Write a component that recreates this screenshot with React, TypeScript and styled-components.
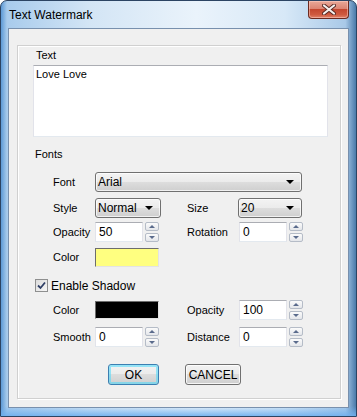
import React from 'react';
import styled, { createGlobalStyle } from 'styled-components';

const GlobalStyle = createGlobalStyle`
  html, body {
    margin: 0;
    padding: 0;
    background: #ffffff;
  }
  body {
    font-family: "Liberation Sans", Arial, sans-serif;
    font-size: 11px;
    color: #000;
  }
`;

const Window = styled.div`
  width: 357px;
  height: 417px;
  box-sizing: border-box;
  display: flex;
  flex-direction: column;
  border: 1px solid #2c4463;
  border-radius: 7px 7px 0 0;
  padding: 0 7px 8px 7px;
  background:
    linear-gradient(to bottom, rgba(111, 176, 238, 0) 0, rgba(111, 176, 238, 0) 405px, #6fb0ee 416px),
    linear-gradient(to right, #5d9ad6 0, #a8cbec 6px, #d3e5f5 25%, #eaf3fb 55%, #d7e8f7 80%, #a9c9e8 97%, #4a7aaa 100%);
  overflow: hidden;
`;

const TitleBar = styled.div`
  height: 27px;
  display: flex;
  align-items: flex-start;
  justify-content: space-between;
`;

const Title = styled.div`
  margin-top: 7px;
  padding-left: 1px;
  font-size: 12px;
  line-height: 14px;
  color: #000;
`;

const CloseButton = styled.div`
  width: 41px;
  height: 18px;
  box-sizing: border-box;
  border: 1px solid #6b2a20;
  border-top: none;
  border-radius: 0 0 4px 4px;
  background: linear-gradient(to bottom, #e9a898 0%, #dc8573 45%, #c4472f 50%, #cf5a40 80%, #e0836a 100%);
  display: flex;
  align-items: center;
  justify-content: center;
  box-shadow: inset 0 0 0 1px rgba(255, 210, 200, 0.5);
`;

const Client = styled.div`
  flex: 1;
  display: flex;
  border: 1px solid #7890ad;
  background: #f0f0f0;
  padding: 16px 7px 8px 8px;
`;

const Panel = styled.div`
  flex: 1;
  border: 1px solid #d0d0d0;
  box-shadow: inset 1px 1px 0 #ffffff, 1px 1px 0 #ffffff;
  padding: 3px 0 0 15px;
`;

const SectionLabel = styled.div<{ $top?: number; $left?: number }>`
  margin-top: ${p => p.$top ?? 0}px;
  margin-left: ${p => p.$left ?? 3}px;
  line-height: 13px;
`;

const TextBox = styled.div`
  margin-top: 3px;
  width: 295px;
  height: 72px;
  box-sizing: border-box;
  background: #fff;
  border: 1px solid #e2e3ea;
  border-top-color: #abadb3;
  border-bottom-color: #e3e9ef;
  padding: 2px 2px;
  line-height: 13px;
`;

const FieldRow = styled.div<{ $top: number; $height?: number }>`
  display: flex;
  align-items: center;
  height: ${p => p.$height ?? 20}px;
  margin-top: ${p => p.$top}px;
  margin-left: 20px;
`;

const Label = styled.div<{ $width: number }>`
  width: ${p => p.$width}px;
  flex-shrink: 0;
  line-height: 13px;
`;

const Cell = styled.div<{ $width: number }>`
  width: ${p => p.$width}px;
  flex-shrink: 0;
  display: flex;
  align-items: center;
`;

const SelectBox = styled.div<{ $width: number }>`
  width: ${p => p.$width}px;
  height: 20px;
  box-sizing: border-box;
  border: 1px solid #707070;
  border-radius: 3px;
  background: linear-gradient(to bottom, #f3f3f3 0%, #ebebeb 50%, #dddddd 50%, #cfcfcf 100%);
  box-shadow: inset 0 0 0 1px rgba(255, 255, 255, 0.7);
  display: flex;
  align-items: center;
  justify-content: space-between;
  padding: 0 7px 0 2px;
  font-size: 12px;
`;

const Arrow = styled.span`
  width: 0;
  height: 0;
  border-left: 4px solid transparent;
  border-right: 4px solid transparent;
  border-top: 4px solid #000;
`;

const Input = styled.div<{ $width: number }>`
  width: ${p => p.$width}px;
  height: 20px;
  box-sizing: border-box;
  background: #fff;
  border: 1px solid #e2e3ea;
  border-top-color: #abadb3;
  border-bottom-color: #e3e9ef;
  padding: 0 3px;
  display: flex;
  align-items: center;
  font-size: 12px;
`;

const SpinButtons = styled.div`
  margin-left: 2px;
  width: 14px;
  height: 20px;
  display: flex;
  flex-direction: column;
  justify-content: space-between;
`;

const SpinButton = styled.div<{ $down?: boolean }>`
  height: 9px;
  box-sizing: border-box;
  border: 1px solid #b5bcc7;
  border-radius: 2px;
  background: linear-gradient(to bottom, #fbfbfb, #e4e6ea);
  display: flex;
  align-items: center;
  justify-content: center;

  &::after {
    content: '';
    width: 0;
    height: 0;
    border-left: 3px solid transparent;
    border-right: 3px solid transparent;
    ${p => (p.$down ? 'border-top: 3px solid #5a6b8c;' : 'border-bottom: 3px solid #5a6b8c;')}
  }
`;

const Swatch = styled.div<{ $color: string; $height: number }>`
  width: 64px;
  height: ${p => p.$height}px;
  box-sizing: border-box;
  background: ${p => p.$color};
  border: 1px solid #e3e3e3;
  border-top-color: #6d6d6d;
  border-left-color: #6d6d6d;
`;

const CheckRow = styled.div`
  display: flex;
  align-items: center;
  margin-top: 12px;
  margin-left: 2px;
  height: 13px;
  gap: 3px;
  font-size: 12px;
`;

const CheckBox = styled.div`
  width: 13px;
  height: 13px;
  box-sizing: border-box;
  border: 1px solid #8e8f8f;
  background: linear-gradient(135deg, #dcdcdc, #f6f6f6);
  display: flex;
  align-items: center;
  justify-content: center;
`;

const ButtonRow = styled.div`
  display: flex;
  gap: 26px;
  margin-top: 17px;
  margin-left: 75px;
`;

const Button = styled.div<{ $width: number; $default?: boolean }>`
  width: ${p => p.$width}px;
  height: 21px;
  box-sizing: border-box;
  border: 1px solid ${p => (p.$default ? '#3c7fb1' : '#707070')};
  border-radius: 3px;
  background: linear-gradient(to bottom, #f2f2f2 0%, #ebebeb 50%, #dddddd 50%, #cfcfcf 100%);
  box-shadow: inset 0 0 0 ${p => (p.$default ? '2px rgba(72, 216, 251, 0.55)' : '1px rgba(255, 255, 255, 0.8)')};
  display: flex;
  align-items: center;
  justify-content: center;
  font-size: 12px;
`;

const Spin: React.FC<{ value: string }> = ({ value }) => (
  <>
    <Input $width={48}>{value}</Input>
    <SpinButtons>
      <SpinButton />
      <SpinButton $down />
    </SpinButtons>
  </>
);

const Select: React.FC<{ value: string; width: number }> = ({ value, width }) => (
  <SelectBox $width={width}>
    <span>{value}</span>
    <Arrow />
  </SelectBox>
);

export default function App() {
  return (
    <>
      <GlobalStyle />
      <Window>
        <TitleBar>
          <Title>Text Watermark</Title>
          <CloseButton>
            <svg width="14" height="11" viewBox="0 0 14 11">
              <path d="M2 1.5 L12 9.5 M12 1.5 L2 9.5" stroke="#5a2a24" strokeWidth="4" strokeLinecap="round" />
              <path d="M2 1.5 L12 9.5 M12 1.5 L2 9.5" stroke="#f4f0ee" strokeWidth="2.2" strokeLinecap="round" />
            </svg>
          </CloseButton>
        </TitleBar>
        <Client>
          <Panel>
            <SectionLabel>Text</SectionLabel>
            <TextBox>Love Love</TextBox>
            <SectionLabel $top={11} $left={2}>Fonts</SectionLabel>

            <FieldRow $top={11}>
              <Label $width={42}>Font</Label>
              <Select value="Arial" width={207} />
            </FieldRow>

            <FieldRow $top={6}>
              <Label $width={42}>Style</Label>
              <Cell $width={92}>
                <Select value="Normal" width={66} />
              </Cell>
              <Label $width={51}>Size</Label>
              <Select value="20" width={64} />
            </FieldRow>

            <FieldRow $top={4}>
              <Label $width={42}>Opacity</Label>
              <Cell $width={92}>
                <Spin value="50" />
              </Cell>
              <Label $width={52}>Rotation</Label>
              <Spin value="0" />
            </FieldRow>

            <FieldRow $top={5}>
              <Label $width={42}>Color</Label>
              <Swatch $color="#ffff80" $height={19} />
            </FieldRow>

            <CheckRow>
              <CheckBox>
                <svg width="9" height="9" viewBox="0 0 9 9">
                  <path d="M1 4.5 L3.5 7 L8 1.5" fill="none" stroke="#2f3f66" strokeWidth="1.8" />
                </svg>
              </CheckBox>
              <span>Enable Shadow</span>
            </CheckRow>

            <FieldRow $top={7} $height={22}>
              <Label $width={42}>Color</Label>
              <Cell $width={92}>
                <Swatch $color="#000000" $height={18} />
              </Cell>
              <Label $width={52}>Opacity</Label>
              <Spin value="100" />
            </FieldRow>

            <FieldRow $top={6}>
              <Label $width={42}>Smooth</Label>
              <Cell $width={92}>
                <Spin value="0" />
              </Cell>
              <Label $width={52}>Distance</Label>
              <Spin value="0" />
            </FieldRow>

            <ButtonRow>
              <Button $width={51} $default>OK</Button>
              <Button $width={56}>CANCEL</Button>
            </ButtonRow>
          </Panel>
        </Client>
      </Window>
    </>
  );
}
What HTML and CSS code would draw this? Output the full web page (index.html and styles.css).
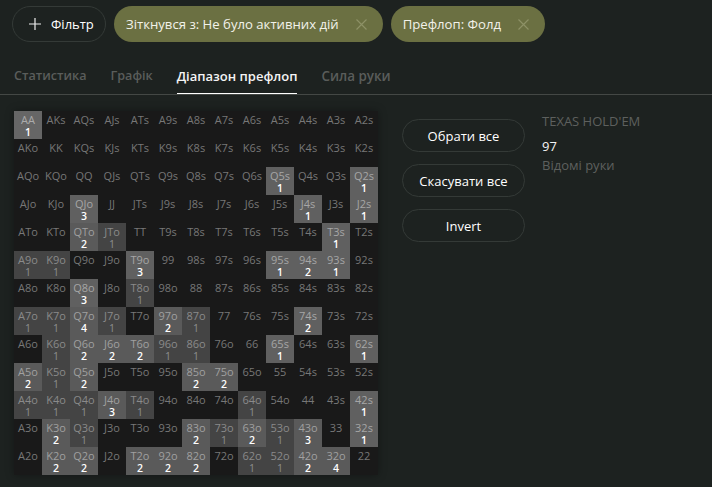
FILE: index.html
```html
<!DOCTYPE html>
<html lang="uk">
<head>
<meta charset="utf-8">
<title>Діапазон префлоп</title>
<link rel="stylesheet" href="styles.css">
</head>
<body>
<div class="filters">
  <button class="add-filter"><svg class="plus" viewBox="0 0 12 12"><path d="M6 0v12M0 6h12"/></svg>Фільтр</button>
  <div class="chip"><span>Зіткнувся з: Не було активних дій</span><svg class="close" viewBox="0 0 11 11"><path d="M.5.5l10 10M10.5.5l-10 10"/></svg></div>
  <div class="chip"><span>Префлоп: Фолд</span><svg class="close" viewBox="0 0 11 11"><path d="M.5.5l10 10M10.5.5l-10 10"/></svg></div>
</div>
<nav class="tabs">
  <span class="tab">Статистика</span>
  <span class="tab">Графік</span>
  <span class="tab active">Діапазон префлоп</span>
  <span class="tab wide">Сила руки</span>
</nav>
<main class="content">
  <div class="grid">
    <div class="cell s4">AA<b>1</b></div><div class="cell">AKs</div><div class="cell">AQs</div><div class="cell">AJs</div><div class="cell">ATs</div><div class="cell">A9s</div><div class="cell">A8s</div><div class="cell">A7s</div><div class="cell">A6s</div><div class="cell">A5s</div><div class="cell">A4s</div><div class="cell">A3s</div><div class="cell">A2s</div>
    <div class="cell">AKo</div><div class="cell">KK</div><div class="cell">KQs</div><div class="cell">KJs</div><div class="cell">KTs</div><div class="cell">K9s</div><div class="cell">K8s</div><div class="cell">K7s</div><div class="cell">K6s</div><div class="cell">K5s</div><div class="cell">K4s</div><div class="cell">K3s</div><div class="cell">K2s</div>
    <div class="cell">AQo</div><div class="cell">KQo</div><div class="cell">QQ</div><div class="cell">QJs</div><div class="cell">QTs</div><div class="cell">Q9s</div><div class="cell">Q8s</div><div class="cell">Q7s</div><div class="cell">Q6s</div><div class="cell s3">Q5s<b>1</b></div><div class="cell">Q4s</div><div class="cell">Q3s</div><div class="cell s3">Q2s<b>1</b></div>
    <div class="cell">AJo</div><div class="cell">KJo</div><div class="cell s3">QJo<b>3</b></div><div class="cell">JJ</div><div class="cell">JTs</div><div class="cell">J9s</div><div class="cell">J8s</div><div class="cell">J7s</div><div class="cell">J6s</div><div class="cell">J5s</div><div class="cell s3">J4s<b>1</b></div><div class="cell">J3s</div><div class="cell s3">J2s<b>1</b></div>
    <div class="cell">ATo</div><div class="cell">KTo</div><div class="cell s2">QTo<b>2</b></div><div class="cell s1">JTo<i>1</i></div><div class="cell">TT</div><div class="cell">T9s</div><div class="cell">T8s</div><div class="cell">T7s</div><div class="cell">T6s</div><div class="cell">T5s</div><div class="cell">T4s</div><div class="cell s3">T3s<b>1</b></div><div class="cell">T2s</div>
    <div class="cell s1">A9o<i>1</i></div><div class="cell s1">K9o<i>1</i></div><div class="cell">Q9o</div><div class="cell">J9o</div><div class="cell s3">T9o<b>3</b></div><div class="cell">99</div><div class="cell">98s</div><div class="cell">97s</div><div class="cell">96s</div><div class="cell s3">95s<b>1</b></div><div class="cell s3">94s<b>2</b></div><div class="cell s3">93s<b>1</b></div><div class="cell">92s</div>
    <div class="cell">A8o</div><div class="cell">K8o</div><div class="cell s3">Q8o<b>3</b></div><div class="cell">J8o</div><div class="cell s1">T8o<i>1</i></div><div class="cell">98o</div><div class="cell">88</div><div class="cell">87s</div><div class="cell">86s</div><div class="cell">85s</div><div class="cell">84s</div><div class="cell">83s</div><div class="cell">82s</div>
    <div class="cell s1">A7o<i>1</i></div><div class="cell s1">K7o<i>1</i></div><div class="cell s2">Q7o<b>4</b></div><div class="cell s1">J7o<i>1</i></div><div class="cell">T7o</div><div class="cell s2">97o<b>2</b></div><div class="cell s1">87o<i>1</i></div><div class="cell">77</div><div class="cell">76s</div><div class="cell">75s</div><div class="cell s3">74s<b>2</b></div><div class="cell">73s</div><div class="cell">72s</div>
    <div class="cell">A6o</div><div class="cell s1">K6o<i>1</i></div><div class="cell s2">Q6o<b>2</b></div><div class="cell s2">J6o<b>2</b></div><div class="cell s2">T6o<b>2</b></div><div class="cell s1">96o<i>1</i></div><div class="cell s1">86o<i>1</i></div><div class="cell">76o</div><div class="cell">66</div><div class="cell s3">65s<b>1</b></div><div class="cell">64s</div><div class="cell">63s</div><div class="cell s3">62s<b>1</b></div>
    <div class="cell s2">A5o<b>2</b></div><div class="cell s1">K5o<i>1</i></div><div class="cell s2">Q5o<b>2</b></div><div class="cell">J5o</div><div class="cell">T5o</div><div class="cell">95o</div><div class="cell s2">85o<b>2</b></div><div class="cell s2">75o<b>2</b></div><div class="cell">65o</div><div class="cell">55</div><div class="cell">54s</div><div class="cell">53s</div><div class="cell">52s</div>
    <div class="cell s1">A4o<i>1</i></div><div class="cell s1">K4o<i>1</i></div><div class="cell s1">Q4o<i>1</i></div><div class="cell s2">J4o<b>3</b></div><div class="cell s1">T4o<i>1</i></div><div class="cell">94o</div><div class="cell">84o</div><div class="cell">74o</div><div class="cell s1">64o<i>1</i></div><div class="cell">54o</div><div class="cell">44</div><div class="cell">43s</div><div class="cell s3">42s<b>1</b></div>
    <div class="cell">A3o</div><div class="cell s2">K3o<b>2</b></div><div class="cell s1">Q3o<i>1</i></div><div class="cell">J3o</div><div class="cell">T3o</div><div class="cell">93o</div><div class="cell s2">83o<b>2</b></div><div class="cell s1">73o<i>1</i></div><div class="cell s2">63o<b>2</b></div><div class="cell s1">53o<i>1</i></div><div class="cell s2">43o<b>3</b></div><div class="cell">33</div><div class="cell s3">32s<b>1</b></div>
    <div class="cell">A2o</div><div class="cell s2">K2o<b>2</b></div><div class="cell s2">Q2o<b>2</b></div><div class="cell">J2o</div><div class="cell s2">T2o<b>2</b></div><div class="cell s2">92o<b>2</b></div><div class="cell s2">82o<b>2</b></div><div class="cell">72o</div><div class="cell s1">62o<i>1</i></div><div class="cell s1">52o<i>1</i></div><div class="cell s2">42o<b>2</b></div><div class="cell s2">32o<b>4</b></div><div class="cell">22</div>
  </div>
  <div class="actions">
    <button class="action">Обрати все</button>
    <button class="action">Скасувати все</button>
    <button class="action">Invert</button>
  </div>
  <aside class="info">
    <div class="game">TEXAS HOLD'EM</div>
    <div class="value">97</div>
    <div class="caption">Відомі руки</div>
  </aside>
</main>
</body>
</html>
```
FILE: styles.css
```css
* { box-sizing: border-box; }
html, body { height: 100%; }
body {
  margin: 0;
  overflow: hidden;
  background: #1d2220;
  color: #fff;
  font-family: "Open Sans", "Noto Sans", sans-serif;
}
button { font: inherit; color: inherit; background: none; cursor: pointer; }

.filters { display: flex; gap: 8px; padding: 6px 0 0 12px; }
.add-filter {
  display: flex; align-items: center; gap: 10px;
  width: 94px; height: 36px; padding: 0 0 0 16px;
  border: 1px solid #343a37; border-radius: 18px;
  font-size: 13px; white-space: nowrap;
}
.plus { width: 12px; height: 12px; flex: none; }
.plus path { stroke: #eee; stroke-width: 1.2; fill: none; }
.chip {
  display: flex; align-items: center; gap: 17px;
  height: 36px; padding: 0 16px 0 12px;
  border-radius: 18px; background: #6b7042;
  font-size: 13.15px; white-space: nowrap; color: #f2f2ea;
}
.close { width: 11px; height: 11px; flex: none; }
.close path { stroke: #8d9166; stroke-width: 1.2; fill: none; }

.tabs {
  display: flex; gap: 24px; height: 41px; margin-top: 12px;
  padding: 0 14px; border-bottom: 1px solid #444845;
}
.tab { font-size: 12.6px; font-weight: 600; line-height: 44px; height: 40px; color: #5a5d5b; white-space: nowrap; }
.tab.active { font-size: 13px; color: #f4f4f4; border-bottom: 1px solid #fff; }
.tab.wide { font-size: 13.4px; }

.content { display: flex; align-items: flex-start; padding: 16px 0 0 14px; }
.grid {
  display: grid; grid-template-columns: repeat(13, 28px); grid-auto-rows: 28px;
  background: #191919; box-shadow: 0 0 8px rgba(0,0,0,.35);
}
.cell {
  display: flex; flex-direction: column; align-items: center;
  padding-top: 2px; font-size: 11px; line-height: 13px; color: #777; white-space: nowrap;
}
.cell b, .cell i { font-style: normal; font-weight: 600; font-size: 10.5px; line-height: 12px; }
.cell b { color: #fff; }
.cell i { color: #8f8f8f; font-weight: 400; }
.s1 { background: #444; color: #8a8a8a; }
.s2 { background: #5a5a5a; color: #a0a0a0; }
.s3 { background: #606060; color: #a6a6a6; }
.s4 { background: #666; color: #ababab; }

.actions { display: flex; flex-direction: column; gap: 12px; width: 123px; margin: 8px 0 0 24px; }
.action {
  height: 33px; padding: 0;
  border: 1px solid #343a37; border-radius: 17px;
  font-size: 13px;
}
.info { margin: 1px 0 0 17px; }
.game { font-size: 13px; line-height: 18px; color: #5d605e; }
.value { font-size: 13px; line-height: 18px; margin-top: 7px; color: #f4f4f4; }
.caption { font-size: 13px; line-height: 18px; margin-top: 1px; color: #5d605e; }
```
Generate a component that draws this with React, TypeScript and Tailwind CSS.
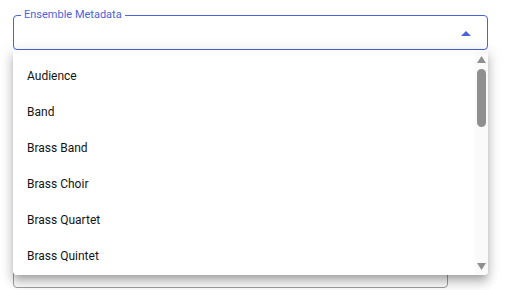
════════
### Exercise brief:
Filter the data for the string "this" and copy every line that has it.

### Final result:
Write a component that recreates this screenshot with React, TypeScript and styled-components.
What HTML and CSS code would draw this? Output the full web page (index.html and styles.css).
Generate a component that draws this with React, TypeScript and Tailwind CSS.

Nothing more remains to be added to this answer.